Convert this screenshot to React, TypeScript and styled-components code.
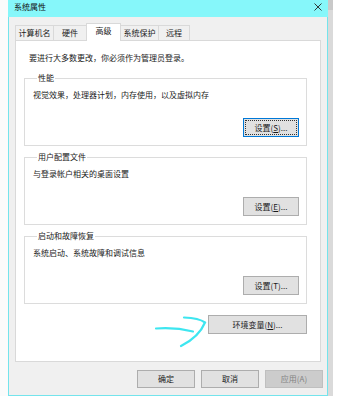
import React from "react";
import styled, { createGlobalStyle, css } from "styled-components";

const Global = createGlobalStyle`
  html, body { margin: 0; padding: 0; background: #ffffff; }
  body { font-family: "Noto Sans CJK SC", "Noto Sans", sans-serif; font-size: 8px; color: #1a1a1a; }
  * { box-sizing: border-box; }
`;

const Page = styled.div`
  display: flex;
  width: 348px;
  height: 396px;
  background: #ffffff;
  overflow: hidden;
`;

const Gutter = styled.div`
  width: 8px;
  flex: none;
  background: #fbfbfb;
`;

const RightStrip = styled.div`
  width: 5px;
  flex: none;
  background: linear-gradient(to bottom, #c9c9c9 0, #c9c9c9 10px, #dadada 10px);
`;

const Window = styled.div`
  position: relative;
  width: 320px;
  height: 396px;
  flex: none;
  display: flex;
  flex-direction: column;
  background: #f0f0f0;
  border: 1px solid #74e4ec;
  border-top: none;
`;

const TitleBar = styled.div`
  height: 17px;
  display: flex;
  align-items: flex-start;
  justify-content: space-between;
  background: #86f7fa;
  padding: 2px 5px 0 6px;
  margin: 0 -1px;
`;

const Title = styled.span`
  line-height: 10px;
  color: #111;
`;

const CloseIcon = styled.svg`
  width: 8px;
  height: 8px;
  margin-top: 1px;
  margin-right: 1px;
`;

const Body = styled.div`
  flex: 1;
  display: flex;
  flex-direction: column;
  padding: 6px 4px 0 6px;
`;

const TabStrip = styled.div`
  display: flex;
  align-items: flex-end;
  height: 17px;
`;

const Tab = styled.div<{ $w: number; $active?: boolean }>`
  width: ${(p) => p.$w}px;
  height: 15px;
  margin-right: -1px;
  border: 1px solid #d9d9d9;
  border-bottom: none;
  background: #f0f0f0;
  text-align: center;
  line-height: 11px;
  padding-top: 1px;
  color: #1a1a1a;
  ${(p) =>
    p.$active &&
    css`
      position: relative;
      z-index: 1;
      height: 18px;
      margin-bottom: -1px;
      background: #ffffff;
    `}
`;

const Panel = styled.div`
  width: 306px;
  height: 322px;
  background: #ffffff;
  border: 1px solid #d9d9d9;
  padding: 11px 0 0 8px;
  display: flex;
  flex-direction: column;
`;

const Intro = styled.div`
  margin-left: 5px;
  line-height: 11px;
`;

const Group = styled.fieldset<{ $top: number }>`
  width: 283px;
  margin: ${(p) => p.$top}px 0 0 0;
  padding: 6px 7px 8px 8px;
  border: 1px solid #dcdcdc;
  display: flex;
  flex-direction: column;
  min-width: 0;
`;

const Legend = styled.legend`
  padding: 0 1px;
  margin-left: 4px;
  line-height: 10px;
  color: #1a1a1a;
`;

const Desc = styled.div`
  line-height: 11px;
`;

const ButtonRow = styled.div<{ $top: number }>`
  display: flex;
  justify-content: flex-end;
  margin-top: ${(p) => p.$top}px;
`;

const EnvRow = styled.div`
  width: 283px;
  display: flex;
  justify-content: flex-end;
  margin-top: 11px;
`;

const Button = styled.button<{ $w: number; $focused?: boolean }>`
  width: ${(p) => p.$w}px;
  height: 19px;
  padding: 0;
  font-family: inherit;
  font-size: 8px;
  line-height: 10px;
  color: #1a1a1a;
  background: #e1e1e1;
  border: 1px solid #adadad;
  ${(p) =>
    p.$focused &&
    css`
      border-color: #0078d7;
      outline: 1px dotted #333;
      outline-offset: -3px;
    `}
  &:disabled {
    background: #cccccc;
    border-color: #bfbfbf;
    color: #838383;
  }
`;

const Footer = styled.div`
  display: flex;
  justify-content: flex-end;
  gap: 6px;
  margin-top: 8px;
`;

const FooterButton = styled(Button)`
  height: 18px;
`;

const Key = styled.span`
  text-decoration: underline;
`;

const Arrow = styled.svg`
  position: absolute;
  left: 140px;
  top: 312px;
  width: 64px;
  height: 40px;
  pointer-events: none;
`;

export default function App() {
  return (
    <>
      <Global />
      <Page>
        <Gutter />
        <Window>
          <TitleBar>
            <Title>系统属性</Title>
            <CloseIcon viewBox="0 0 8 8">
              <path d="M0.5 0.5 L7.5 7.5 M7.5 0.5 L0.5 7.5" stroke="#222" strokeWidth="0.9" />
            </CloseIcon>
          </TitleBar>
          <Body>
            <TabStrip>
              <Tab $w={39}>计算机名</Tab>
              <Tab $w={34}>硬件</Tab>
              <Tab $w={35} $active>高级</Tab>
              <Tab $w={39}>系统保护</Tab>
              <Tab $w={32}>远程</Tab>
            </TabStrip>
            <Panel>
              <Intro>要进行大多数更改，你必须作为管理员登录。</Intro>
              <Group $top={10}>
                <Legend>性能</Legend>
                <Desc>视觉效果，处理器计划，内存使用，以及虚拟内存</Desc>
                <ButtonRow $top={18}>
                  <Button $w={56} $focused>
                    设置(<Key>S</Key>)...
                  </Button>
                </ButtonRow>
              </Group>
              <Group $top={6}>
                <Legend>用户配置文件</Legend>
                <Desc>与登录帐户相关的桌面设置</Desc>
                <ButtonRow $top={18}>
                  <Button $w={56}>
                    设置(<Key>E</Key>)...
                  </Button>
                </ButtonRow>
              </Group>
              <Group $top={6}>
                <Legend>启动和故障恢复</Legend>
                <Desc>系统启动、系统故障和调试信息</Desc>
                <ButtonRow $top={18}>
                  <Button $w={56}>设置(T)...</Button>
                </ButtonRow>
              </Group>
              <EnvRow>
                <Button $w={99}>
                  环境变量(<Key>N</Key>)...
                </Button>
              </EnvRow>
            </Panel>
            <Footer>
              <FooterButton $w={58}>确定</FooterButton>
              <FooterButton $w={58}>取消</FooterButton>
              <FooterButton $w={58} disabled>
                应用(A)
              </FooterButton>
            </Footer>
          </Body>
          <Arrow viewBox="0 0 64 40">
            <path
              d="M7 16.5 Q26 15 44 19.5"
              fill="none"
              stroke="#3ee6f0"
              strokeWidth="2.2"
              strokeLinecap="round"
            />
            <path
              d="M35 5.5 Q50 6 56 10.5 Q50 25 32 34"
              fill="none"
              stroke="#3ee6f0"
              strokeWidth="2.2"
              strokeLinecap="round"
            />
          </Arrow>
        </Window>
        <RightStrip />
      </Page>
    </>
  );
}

_REQUIRED TASK_
All of the data above should be quoted exactly, except for the pictures.

_ANSWER IN FULL_
Convert this screenshot to React, TypeScript and styled-components code.
import React from "react";
import styled, { createGlobalStyle, css } from "styled-components";

const Global = createGlobalStyle`
  html, body { margin: 0; padding: 0; background: #ffffff; }
  body { font-family: "Noto Sans CJK SC", "Noto Sans", sans-serif; font-size: 8px; color: #1a1a1a; }
  * { box-sizing: border-box; }
`;

const Page = styled.div`
  display: flex;
  width: 348px;
  height: 396px;
  background: #ffffff;
  overflow: hidden;
`;

const Gutter = styled.div`
  width: 8px;
  flex: none;
  background: #fbfbfb;
`;

const RightStrip = styled.div`
  width: 5px;
  flex: none;
  background: linear-gradient(to bottom, #c9c9c9 0, #c9c9c9 10px, #dadada 10px);
`;

const Window = styled.div`
  position: relative;
  width: 320px;
  height: 396px;
  flex: none;
  display: flex;
  flex-direction: column;
  background: #f0f0f0;
  border: 1px solid #74e4ec;
  border-top: none;
`;

const TitleBar = styled.div`
  height: 17px;
  display: flex;
  align-items: flex-start;
  justify-content: space-between;
  background: #86f7fa;
  padding: 2px 5px 0 6px;
  margin: 0 -1px;
`;

const Title = styled.span`
  line-height: 10px;
  color: #111;
`;

const CloseIcon = styled.svg`
  width: 8px;
  height: 8px;
  margin-top: 1px;
  margin-right: 1px;
`;

const Body = styled.div`
  flex: 1;
  display: flex;
  flex-direction: column;
  padding: 6px 4px 0 6px;
`;

const TabStrip = styled.div`
  display: flex;
  align-items: flex-end;
  height: 17px;
`;

const Tab = styled.div<{ $w: number; $active?: boolean }>`
  width: ${(p) => p.$w}px;
  height: 15px;
  margin-right: -1px;
  border: 1px solid #d9d9d9;
  border-bottom: none;
  background: #f0f0f0;
  text-align: center;
  line-height: 11px;
  padding-top: 1px;
  color: #1a1a1a;
  ${(p) =>
    p.$active &&
    css`
      position: relative;
      z-index: 1;
      height: 18px;
      margin-bottom: -1px;
      background: #ffffff;
    `}
`;

const Panel = styled.div`
  width: 306px;
  height: 322px;
  background: #ffffff;
  border: 1px solid #d9d9d9;
  padding: 11px 0 0 8px;
  display: flex;
  flex-direction: column;
`;

const Intro = styled.div`
  margin-left: 5px;
  line-height: 11px;
`;

const Group = styled.fieldset<{ $top: number }>`
  width: 283px;
  margin: ${(p) => p.$top}px 0 0 0;
  padding: 6px 7px 8px 8px;
  border: 1px solid #dcdcdc;
  display: flex;
  flex-direction: column;
  min-width: 0;
`;

const Legend = styled.legend`
  padding: 0 1px;
  margin-left: 4px;
  line-height: 10px;
  color: #1a1a1a;
`;

const Desc = styled.div`
  line-height: 11px;
`;

const ButtonRow = styled.div<{ $top: number }>`
  display: flex;
  justify-content: flex-end;
  margin-top: ${(p) => p.$top}px;
`;

const EnvRow = styled.div`
  width: 283px;
  display: flex;
  justify-content: flex-end;
  margin-top: 11px;
`;

const Button = styled.button<{ $w: number; $focused?: boolean }>`
  width: ${(p) => p.$w}px;
  height: 19px;
  padding: 0;
  font-family: inherit;
  font-size: 8px;
  line-height: 10px;
  color: #1a1a1a;
  background: #e1e1e1;
  border: 1px solid #adadad;
  ${(p) =>
    p.$focused &&
    css`
      border-color: #0078d7;
      outline: 1px dotted #333;
      outline-offset: -3px;
    `}
  &:disabled {
    background: #cccccc;
    border-color: #bfbfbf;
    color: #838383;
  }
`;

const Footer = styled.div`
  display: flex;
  justify-content: flex-end;
  gap: 6px;
  margin-top: 8px;
`;

const FooterButton = styled(Button)`
  height: 18px;
`;

const Key = styled.span`
  text-decoration: underline;
`;

const Arrow = styled.svg`
  position: absolute;
  left: 140px;
  top: 312px;
  width: 64px;
  height: 40px;
  pointer-events: none;
`;

export default function App() {
  return (
    <>
      <Global />
      <Page>
        <Gutter />
        <Window>
          <TitleBar>
            <Title>系统属性</Title>
            <CloseIcon viewBox="0 0 8 8">
              <path d="M0.5 0.5 L7.5 7.5 M7.5 0.5 L0.5 7.5" stroke="#222" strokeWidth="0.9" />
            </CloseIcon>
          </TitleBar>
          <Body>
            <TabStrip>
              <Tab $w={39}>计算机名</Tab>
              <Tab $w={34}>硬件</Tab>
              <Tab $w={35} $active>高级</Tab>
              <Tab $w={39}>系统保护</Tab>
              <Tab $w={32}>远程</Tab>
            </TabStrip>
            <Panel>
              <Intro>要进行大多数更改，你必须作为管理员登录。</Intro>
              <Group $top={10}>
                <Legend>性能</Legend>
                <Desc>视觉效果，处理器计划，内存使用，以及虚拟内存</Desc>
                <ButtonRow $top={18}>
                  <Button $w={56} $focused>
                    设置(<Key>S</Key>)...
                  </Button>
                </ButtonRow>
              </Group>
              <Group $top={6}>
                <Legend>用户配置文件</Legend>
                <Desc>与登录帐户相关的桌面设置</Desc>
                <ButtonRow $top={18}>
                  <Button $w={56}>
                    设置(<Key>E</Key>)...
                  </Button>
                </ButtonRow>
              </Group>
              <Group $top={6}>
                <Legend>启动和故障恢复</Legend>
                <Desc>系统启动、系统故障和调试信息</Desc>
                <ButtonRow $top={18}>
                  <Button $w={56}>设置(T)...</Button>
                </ButtonRow>
              </Group>
              <EnvRow>
                <Button $w={99}>
                  环境变量(<Key>N</Key>)...
                </Button>
              </EnvRow>
            </Panel>
            <Footer>
              <FooterButton $w={58}>确定</FooterButton>
              <FooterButton $w={58}>取消</FooterButton>
              <FooterButton $w={58} disabled>
                应用(A)
              </FooterButton>
            </Footer>
          </Body>
          <Arrow viewBox="0 0 64 40">
            <path
              d="M7 16.5 Q26 15 44 19.5"
              fill="none"
              stroke="#3ee6f0"
              strokeWidth="2.2"
              strokeLinecap="round"
            />
            <path
              d="M35 5.5 Q50 6 56 10.5 Q50 25 32 34"
              fill="none"
              stroke="#3ee6f0"
              strokeWidth="2.2"
              strokeLinecap="round"
            />
          </Arrow>
        </Window>
        <RightStrip />
      </Page>
    </>
  );
}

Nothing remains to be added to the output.